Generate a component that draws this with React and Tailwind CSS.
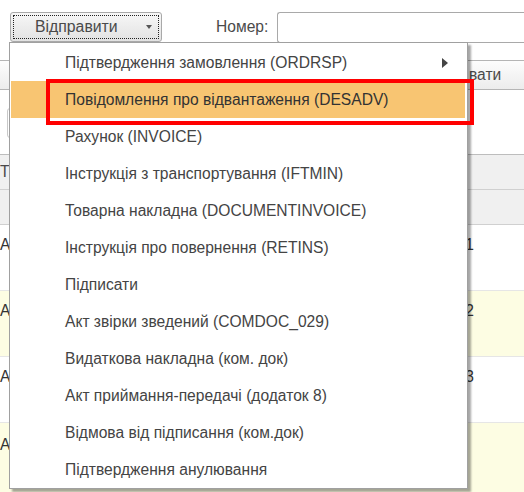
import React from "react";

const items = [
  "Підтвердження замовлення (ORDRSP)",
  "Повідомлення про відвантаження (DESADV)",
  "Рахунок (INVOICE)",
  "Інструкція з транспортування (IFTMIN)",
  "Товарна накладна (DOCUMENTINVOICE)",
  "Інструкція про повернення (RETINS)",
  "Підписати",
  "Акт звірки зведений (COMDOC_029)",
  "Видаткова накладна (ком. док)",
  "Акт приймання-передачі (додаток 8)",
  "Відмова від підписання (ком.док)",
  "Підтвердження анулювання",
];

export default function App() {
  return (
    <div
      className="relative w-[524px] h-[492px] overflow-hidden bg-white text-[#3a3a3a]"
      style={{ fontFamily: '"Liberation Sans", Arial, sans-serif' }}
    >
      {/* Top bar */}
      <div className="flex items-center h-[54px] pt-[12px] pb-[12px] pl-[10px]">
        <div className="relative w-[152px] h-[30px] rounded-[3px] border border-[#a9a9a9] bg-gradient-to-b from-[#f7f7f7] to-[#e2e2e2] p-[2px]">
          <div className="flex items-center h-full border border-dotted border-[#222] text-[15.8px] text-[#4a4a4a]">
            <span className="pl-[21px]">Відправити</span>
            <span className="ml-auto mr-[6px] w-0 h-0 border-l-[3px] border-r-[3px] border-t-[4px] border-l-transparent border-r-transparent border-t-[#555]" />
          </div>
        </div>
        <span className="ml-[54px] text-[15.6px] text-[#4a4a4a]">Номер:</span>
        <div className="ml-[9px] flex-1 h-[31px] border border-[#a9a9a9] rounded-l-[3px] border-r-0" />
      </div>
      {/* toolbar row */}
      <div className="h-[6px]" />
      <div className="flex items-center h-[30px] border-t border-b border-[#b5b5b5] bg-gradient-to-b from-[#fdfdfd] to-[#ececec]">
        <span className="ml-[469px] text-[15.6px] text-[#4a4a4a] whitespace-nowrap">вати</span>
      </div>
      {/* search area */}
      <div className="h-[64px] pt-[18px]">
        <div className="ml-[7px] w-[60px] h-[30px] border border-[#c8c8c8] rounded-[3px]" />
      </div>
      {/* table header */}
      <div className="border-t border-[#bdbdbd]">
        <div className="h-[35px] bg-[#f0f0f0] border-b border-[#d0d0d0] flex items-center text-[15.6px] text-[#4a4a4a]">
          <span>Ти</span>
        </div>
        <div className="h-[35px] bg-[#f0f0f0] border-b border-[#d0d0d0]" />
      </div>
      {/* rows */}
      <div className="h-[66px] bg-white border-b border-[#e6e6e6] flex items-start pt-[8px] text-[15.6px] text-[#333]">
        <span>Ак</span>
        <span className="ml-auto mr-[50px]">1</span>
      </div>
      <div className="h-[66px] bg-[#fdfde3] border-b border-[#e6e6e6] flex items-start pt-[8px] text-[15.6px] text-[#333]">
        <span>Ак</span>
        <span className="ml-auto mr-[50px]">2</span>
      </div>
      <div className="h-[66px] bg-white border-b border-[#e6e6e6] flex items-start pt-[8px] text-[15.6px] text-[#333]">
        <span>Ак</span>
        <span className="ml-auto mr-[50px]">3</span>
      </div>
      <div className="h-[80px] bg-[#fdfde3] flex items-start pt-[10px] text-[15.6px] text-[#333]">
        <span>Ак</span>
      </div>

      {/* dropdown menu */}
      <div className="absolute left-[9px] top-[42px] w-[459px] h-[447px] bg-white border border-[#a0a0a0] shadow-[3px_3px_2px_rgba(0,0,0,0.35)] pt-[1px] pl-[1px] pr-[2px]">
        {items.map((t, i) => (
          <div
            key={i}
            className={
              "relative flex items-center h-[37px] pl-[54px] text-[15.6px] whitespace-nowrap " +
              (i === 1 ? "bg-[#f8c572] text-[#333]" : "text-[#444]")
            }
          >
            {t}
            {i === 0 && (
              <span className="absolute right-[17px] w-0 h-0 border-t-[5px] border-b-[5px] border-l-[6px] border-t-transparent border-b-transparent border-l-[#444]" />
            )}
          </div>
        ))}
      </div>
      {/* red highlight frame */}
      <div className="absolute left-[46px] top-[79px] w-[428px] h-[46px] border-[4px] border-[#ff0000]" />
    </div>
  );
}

__________

**Requirement:**
In the copy, include no pictures; restate the listing above exactly.

**Answer for the task:**
Generate a component that draws this with React and Tailwind CSS.
import React from "react";

const items = [
  "Підтвердження замовлення (ORDRSP)",
  "Повідомлення про відвантаження (DESADV)",
  "Рахунок (INVOICE)",
  "Інструкція з транспортування (IFTMIN)",
  "Товарна накладна (DOCUMENTINVOICE)",
  "Інструкція про повернення (RETINS)",
  "Підписати",
  "Акт звірки зведений (COMDOC_029)",
  "Видаткова накладна (ком. док)",
  "Акт приймання-передачі (додаток 8)",
  "Відмова від підписання (ком.док)",
  "Підтвердження анулювання",
];

export default function App() {
  return (
    <div
      className="relative w-[524px] h-[492px] overflow-hidden bg-white text-[#3a3a3a]"
      style={{ fontFamily: '"Liberation Sans", Arial, sans-serif' }}
    >
      {/* Top bar */}
      <div className="flex items-center h-[54px] pt-[12px] pb-[12px] pl-[10px]">
        <div className="relative w-[152px] h-[30px] rounded-[3px] border border-[#a9a9a9] bg-gradient-to-b from-[#f7f7f7] to-[#e2e2e2] p-[2px]">
          <div className="flex items-center h-full border border-dotted border-[#222] text-[15.8px] text-[#4a4a4a]">
            <span className="pl-[21px]">Відправити</span>
            <span className="ml-auto mr-[6px] w-0 h-0 border-l-[3px] border-r-[3px] border-t-[4px] border-l-transparent border-r-transparent border-t-[#555]" />
          </div>
        </div>
        <span className="ml-[54px] text-[15.6px] text-[#4a4a4a]">Номер:</span>
        <div className="ml-[9px] flex-1 h-[31px] border border-[#a9a9a9] rounded-l-[3px] border-r-0" />
      </div>
      {/* toolbar row */}
      <div className="h-[6px]" />
      <div className="flex items-center h-[30px] border-t border-b border-[#b5b5b5] bg-gradient-to-b from-[#fdfdfd] to-[#ececec]">
        <span className="ml-[469px] text-[15.6px] text-[#4a4a4a] whitespace-nowrap">вати</span>
      </div>
      {/* search area */}
      <div className="h-[64px] pt-[18px]">
        <div className="ml-[7px] w-[60px] h-[30px] border border-[#c8c8c8] rounded-[3px]" />
      </div>
      {/* table header */}
      <div className="border-t border-[#bdbdbd]">
        <div className="h-[35px] bg-[#f0f0f0] border-b border-[#d0d0d0] flex items-center text-[15.6px] text-[#4a4a4a]">
          <span>Ти</span>
        </div>
        <div className="h-[35px] bg-[#f0f0f0] border-b border-[#d0d0d0]" />
      </div>
      {/* rows */}
      <div className="h-[66px] bg-white border-b border-[#e6e6e6] flex items-start pt-[8px] text-[15.6px] text-[#333]">
        <span>Ак</span>
        <span className="ml-auto mr-[50px]">1</span>
      </div>
      <div className="h-[66px] bg-[#fdfde3] border-b border-[#e6e6e6] flex items-start pt-[8px] text-[15.6px] text-[#333]">
        <span>Ак</span>
        <span className="ml-auto mr-[50px]">2</span>
      </div>
      <div className="h-[66px] bg-white border-b border-[#e6e6e6] flex items-start pt-[8px] text-[15.6px] text-[#333]">
        <span>Ак</span>
        <span className="ml-auto mr-[50px]">3</span>
      </div>
      <div className="h-[80px] bg-[#fdfde3] flex items-start pt-[10px] text-[15.6px] text-[#333]">
        <span>Ак</span>
      </div>

      {/* dropdown menu */}
      <div className="absolute left-[9px] top-[42px] w-[459px] h-[447px] bg-white border border-[#a0a0a0] shadow-[3px_3px_2px_rgba(0,0,0,0.35)] pt-[1px] pl-[1px] pr-[2px]">
        {items.map((t, i) => (
          <div
            key={i}
            className={
              "relative flex items-center h-[37px] pl-[54px] text-[15.6px] whitespace-nowrap " +
              (i === 1 ? "bg-[#f8c572] text-[#333]" : "text-[#444]")
            }
          >
            {t}
            {i === 0 && (
              <span className="absolute right-[17px] w-0 h-0 border-t-[5px] border-b-[5px] border-l-[6px] border-t-transparent border-b-transparent border-l-[#444]" />
            )}
          </div>
        ))}
      </div>
      {/* red highlight frame */}
      <div className="absolute left-[46px] top-[79px] w-[428px] h-[46px] border-[4px] border-[#ff0000]" />
    </div>
  );
}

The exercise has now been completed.